Stated problem: Restate each line of the listing exactly, without carrying over any pictures.

Given data:
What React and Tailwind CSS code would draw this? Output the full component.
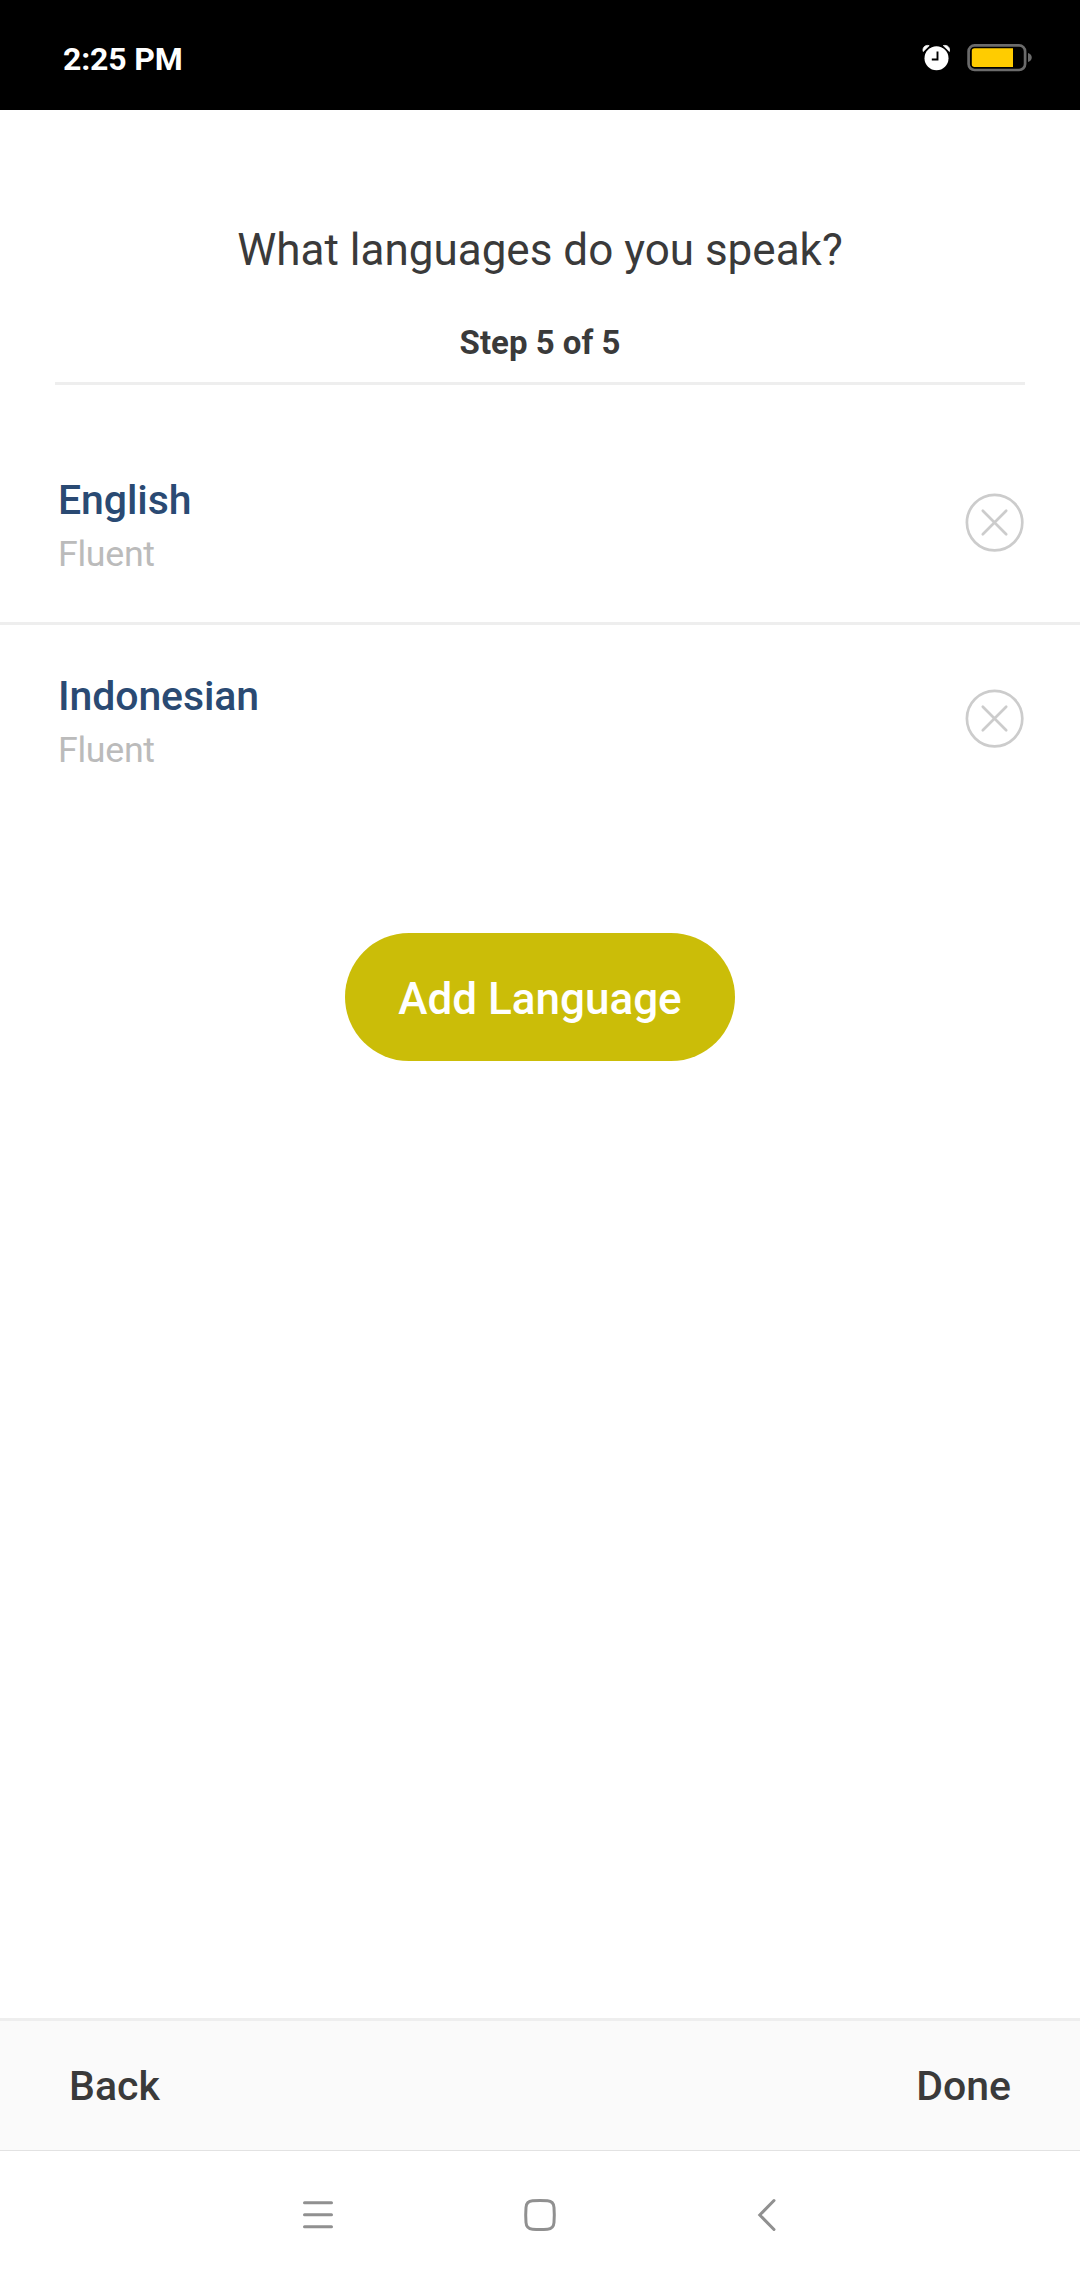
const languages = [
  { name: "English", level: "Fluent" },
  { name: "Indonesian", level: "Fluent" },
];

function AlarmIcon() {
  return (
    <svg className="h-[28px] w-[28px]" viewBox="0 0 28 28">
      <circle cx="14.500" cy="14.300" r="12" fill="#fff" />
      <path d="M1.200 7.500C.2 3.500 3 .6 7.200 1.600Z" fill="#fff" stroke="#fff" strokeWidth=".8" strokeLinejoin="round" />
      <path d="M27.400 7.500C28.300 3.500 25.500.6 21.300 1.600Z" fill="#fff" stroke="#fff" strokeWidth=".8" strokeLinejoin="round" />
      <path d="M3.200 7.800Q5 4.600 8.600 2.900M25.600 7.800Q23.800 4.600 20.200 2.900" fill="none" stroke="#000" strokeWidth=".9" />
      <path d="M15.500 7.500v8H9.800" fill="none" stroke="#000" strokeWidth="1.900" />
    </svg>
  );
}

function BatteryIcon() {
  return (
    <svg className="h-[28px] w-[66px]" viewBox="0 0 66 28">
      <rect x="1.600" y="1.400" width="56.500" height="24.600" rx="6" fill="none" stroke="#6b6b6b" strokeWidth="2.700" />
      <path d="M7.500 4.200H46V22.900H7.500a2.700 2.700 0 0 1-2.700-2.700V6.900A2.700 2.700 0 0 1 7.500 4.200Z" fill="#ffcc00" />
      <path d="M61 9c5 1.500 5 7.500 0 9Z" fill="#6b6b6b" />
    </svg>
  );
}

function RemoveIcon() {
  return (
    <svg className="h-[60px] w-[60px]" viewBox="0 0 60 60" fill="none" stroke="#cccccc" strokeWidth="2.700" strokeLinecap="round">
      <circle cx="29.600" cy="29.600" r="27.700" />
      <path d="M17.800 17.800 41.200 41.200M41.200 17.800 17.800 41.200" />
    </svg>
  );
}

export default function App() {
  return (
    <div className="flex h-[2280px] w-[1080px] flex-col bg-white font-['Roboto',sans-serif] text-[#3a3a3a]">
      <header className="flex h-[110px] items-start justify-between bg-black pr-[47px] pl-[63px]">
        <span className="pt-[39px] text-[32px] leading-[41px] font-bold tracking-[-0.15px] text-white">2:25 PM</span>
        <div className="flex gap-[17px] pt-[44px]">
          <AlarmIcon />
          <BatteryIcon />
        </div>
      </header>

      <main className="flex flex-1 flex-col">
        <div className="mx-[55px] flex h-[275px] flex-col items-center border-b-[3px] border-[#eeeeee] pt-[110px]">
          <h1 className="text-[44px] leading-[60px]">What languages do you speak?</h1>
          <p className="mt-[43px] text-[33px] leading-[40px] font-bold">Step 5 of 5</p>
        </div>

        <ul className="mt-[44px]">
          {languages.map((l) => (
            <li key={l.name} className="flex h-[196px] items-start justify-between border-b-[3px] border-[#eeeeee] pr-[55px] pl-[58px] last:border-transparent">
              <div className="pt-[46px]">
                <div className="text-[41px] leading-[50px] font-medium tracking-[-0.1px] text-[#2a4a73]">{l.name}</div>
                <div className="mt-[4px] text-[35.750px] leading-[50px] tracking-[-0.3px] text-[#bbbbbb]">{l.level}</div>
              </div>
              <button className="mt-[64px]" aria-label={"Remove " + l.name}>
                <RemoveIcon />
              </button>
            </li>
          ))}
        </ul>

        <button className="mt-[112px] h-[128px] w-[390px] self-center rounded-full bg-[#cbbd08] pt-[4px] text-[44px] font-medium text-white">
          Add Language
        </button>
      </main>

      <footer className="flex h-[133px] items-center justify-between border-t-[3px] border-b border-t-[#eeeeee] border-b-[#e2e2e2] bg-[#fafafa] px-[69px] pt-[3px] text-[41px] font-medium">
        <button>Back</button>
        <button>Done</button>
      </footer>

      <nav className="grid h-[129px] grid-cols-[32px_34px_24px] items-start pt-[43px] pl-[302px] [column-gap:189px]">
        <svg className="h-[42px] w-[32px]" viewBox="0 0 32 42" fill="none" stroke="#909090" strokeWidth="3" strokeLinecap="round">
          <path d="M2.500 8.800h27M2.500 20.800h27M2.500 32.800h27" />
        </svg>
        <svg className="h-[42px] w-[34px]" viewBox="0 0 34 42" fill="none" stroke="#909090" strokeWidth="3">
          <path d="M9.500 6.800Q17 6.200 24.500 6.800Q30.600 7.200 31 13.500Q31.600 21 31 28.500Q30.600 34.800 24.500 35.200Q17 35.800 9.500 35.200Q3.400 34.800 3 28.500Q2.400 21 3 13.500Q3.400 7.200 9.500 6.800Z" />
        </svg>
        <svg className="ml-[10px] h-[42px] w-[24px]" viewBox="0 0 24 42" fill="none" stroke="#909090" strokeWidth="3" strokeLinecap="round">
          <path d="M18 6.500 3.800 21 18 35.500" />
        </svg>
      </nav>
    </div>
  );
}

Finished answer:
What React and Tailwind CSS code would draw this? Output the full component.
const languages = [
  { name: "English", level: "Fluent" },
  { name: "Indonesian", level: "Fluent" },
];

function AlarmIcon() {
  return (
    <svg className="h-[28px] w-[28px]" viewBox="0 0 28 28">
      <circle cx="14.500" cy="14.300" r="12" fill="#fff" />
      <path d="M1.200 7.500C.2 3.500 3 .6 7.200 1.600Z" fill="#fff" stroke="#fff" strokeWidth=".8" strokeLinejoin="round" />
      <path d="M27.400 7.500C28.300 3.500 25.500.6 21.300 1.600Z" fill="#fff" stroke="#fff" strokeWidth=".8" strokeLinejoin="round" />
      <path d="M3.200 7.800Q5 4.600 8.600 2.900M25.600 7.800Q23.800 4.600 20.200 2.900" fill="none" stroke="#000" strokeWidth=".9" />
      <path d="M15.500 7.500v8H9.800" fill="none" stroke="#000" strokeWidth="1.900" />
    </svg>
  );
}

function BatteryIcon() {
  return (
    <svg className="h-[28px] w-[66px]" viewBox="0 0 66 28">
      <rect x="1.600" y="1.400" width="56.500" height="24.600" rx="6" fill="none" stroke="#6b6b6b" strokeWidth="2.700" />
      <path d="M7.500 4.200H46V22.900H7.500a2.700 2.700 0 0 1-2.700-2.700V6.900A2.700 2.700 0 0 1 7.500 4.200Z" fill="#ffcc00" />
      <path d="M61 9c5 1.500 5 7.500 0 9Z" fill="#6b6b6b" />
    </svg>
  );
}

function RemoveIcon() {
  return (
    <svg className="h-[60px] w-[60px]" viewBox="0 0 60 60" fill="none" stroke="#cccccc" strokeWidth="2.700" strokeLinecap="round">
      <circle cx="29.600" cy="29.600" r="27.700" />
      <path d="M17.800 17.800 41.200 41.200M41.200 17.800 17.800 41.200" />
    </svg>
  );
}

export default function App() {
  return (
    <div className="flex h-[2280px] w-[1080px] flex-col bg-white font-['Roboto',sans-serif] text-[#3a3a3a]">
      <header className="flex h-[110px] items-start justify-between bg-black pr-[47px] pl-[63px]">
        <span className="pt-[39px] text-[32px] leading-[41px] font-bold tracking-[-0.15px] text-white">2:25 PM</span>
        <div className="flex gap-[17px] pt-[44px]">
          <AlarmIcon />
          <BatteryIcon />
        </div>
      </header>

      <main className="flex flex-1 flex-col">
        <div className="mx-[55px] flex h-[275px] flex-col items-center border-b-[3px] border-[#eeeeee] pt-[110px]">
          <h1 className="text-[44px] leading-[60px]">What languages do you speak?</h1>
          <p className="mt-[43px] text-[33px] leading-[40px] font-bold">Step 5 of 5</p>
        </div>

        <ul className="mt-[44px]">
          {languages.map((l) => (
            <li key={l.name} className="flex h-[196px] items-start justify-between border-b-[3px] border-[#eeeeee] pr-[55px] pl-[58px] last:border-transparent">
              <div className="pt-[46px]">
                <div className="text-[41px] leading-[50px] font-medium tracking-[-0.1px] text-[#2a4a73]">{l.name}</div>
                <div className="mt-[4px] text-[35.750px] leading-[50px] tracking-[-0.3px] text-[#bbbbbb]">{l.level}</div>
              </div>
              <button className="mt-[64px]" aria-label={"Remove " + l.name}>
                <RemoveIcon />
              </button>
            </li>
          ))}
        </ul>

        <button className="mt-[112px] h-[128px] w-[390px] self-center rounded-full bg-[#cbbd08] pt-[4px] text-[44px] font-medium text-white">
          Add Language
        </button>
      </main>

      <footer className="flex h-[133px] items-center justify-between border-t-[3px] border-b border-t-[#eeeeee] border-b-[#e2e2e2] bg-[#fafafa] px-[69px] pt-[3px] text-[41px] font-medium">
        <button>Back</button>
        <button>Done</button>
      </footer>

      <nav className="grid h-[129px] grid-cols-[32px_34px_24px] items-start pt-[43px] pl-[302px] [column-gap:189px]">
        <svg className="h-[42px] w-[32px]" viewBox="0 0 32 42" fill="none" stroke="#909090" strokeWidth="3" strokeLinecap="round">
          <path d="M2.500 8.800h27M2.500 20.800h27M2.500 32.800h27" />
        </svg>
        <svg className="h-[42px] w-[34px]" viewBox="0 0 34 42" fill="none" stroke="#909090" strokeWidth="3">
          <path d="M9.500 6.800Q17 6.200 24.500 6.800Q30.600 7.200 31 13.500Q31.600 21 31 28.500Q30.600 34.800 24.500 35.200Q17 35.800 9.500 35.200Q3.400 34.800 3 28.500Q2.400 21 3 13.500Q3.400 7.200 9.500 6.800Z" />
        </svg>
        <svg className="ml-[10px] h-[42px] w-[24px]" viewBox="0 0 24 42" fill="none" stroke="#909090" strokeWidth="3" strokeLinecap="round">
          <path d="M18 6.500 3.800 21 18 35.500" />
        </svg>
      </nav>
    </div>
  );
}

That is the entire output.